You’ve taught me to be able to shoot the shit with anyone, anywhere. You’ve taught me, when I do luxury hotel reviews in some pretty pretentious places, to keep it real. (“What, these people think their shit don’t stink?”) You’ve taught me what it means to celebrate people and to value friendships, both old and new, both lasting and fleeting. To be a good guest and an even better host. To have a plan B and a plan C and a plan D, and to know when to say screw it all, scratch all plans, drink that glass of scotch, and just go with the flow.

On the outside, you’re the antithesis of my ideal travel partner. Your back couldn’t make it one night sleeping on a hostel bed, let alone in a tent. You wouldn’t carry a backpack. Climbing a fence, running to get to the train on time — not likely. You’re a loud, larger-than-life, stereotypical gringo with too much luggage and probably too many scheduled plans. But the older I get, the more I’d give anything to travel with you, of all people.
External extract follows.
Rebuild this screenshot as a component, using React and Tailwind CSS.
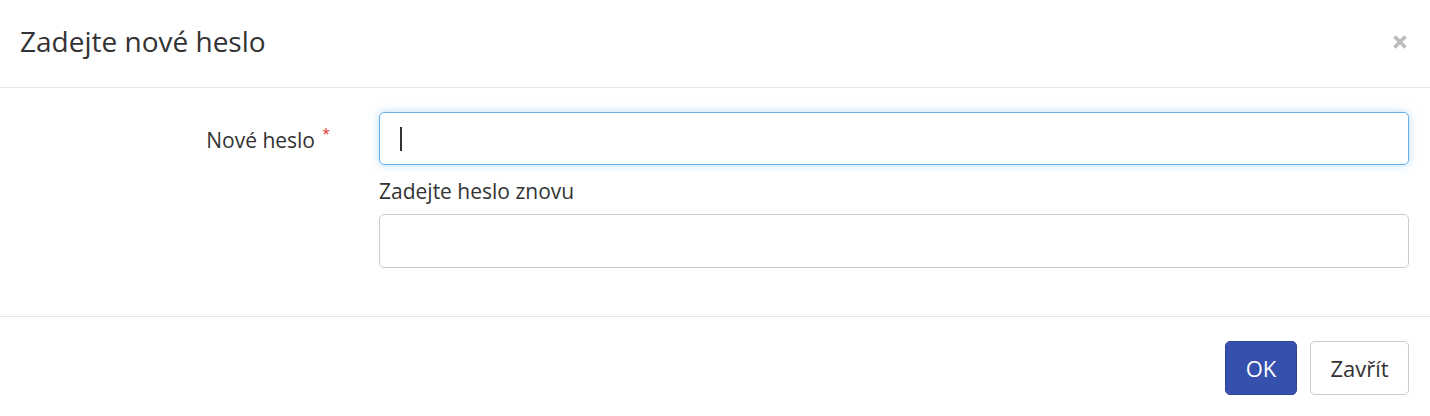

While I know your bills at home and your declining health do not make international travel super likely, I have not given up on the idea. You always supported my dreams, and I want to support yours, no matter if we get there when you’re 90. Better late than never. I want to take you to Lithuania, help you find where your parents were born. We’ll eat kugelis and drink trauktinė. I want to take you to hang out with some shamans in the Amazon and be by your side when your mind is blown wide open and you end up giggling for hours at the wonderfulness of it all. I want to take you fishing in Argentina, followed by an asado de la puta madre, getting tipsy with you on malbec until we’re both singing Martin Fierro poems with the gauchos.

And if for some reason it’s not in the deck of cards for us, Daddy-o, I want you to know you’ll have traveled regardless. Your unconditional support constantly ignites my traveling spirit, and I feel your presence and your guidance no matter where in the world I end up. I really do consciously honor you with every adventurous step I take to follow my passion. Our passion. Thank you from the bottom of my heart for having sacrificed some of your own dreams so I could be sure to live out mine with gusto.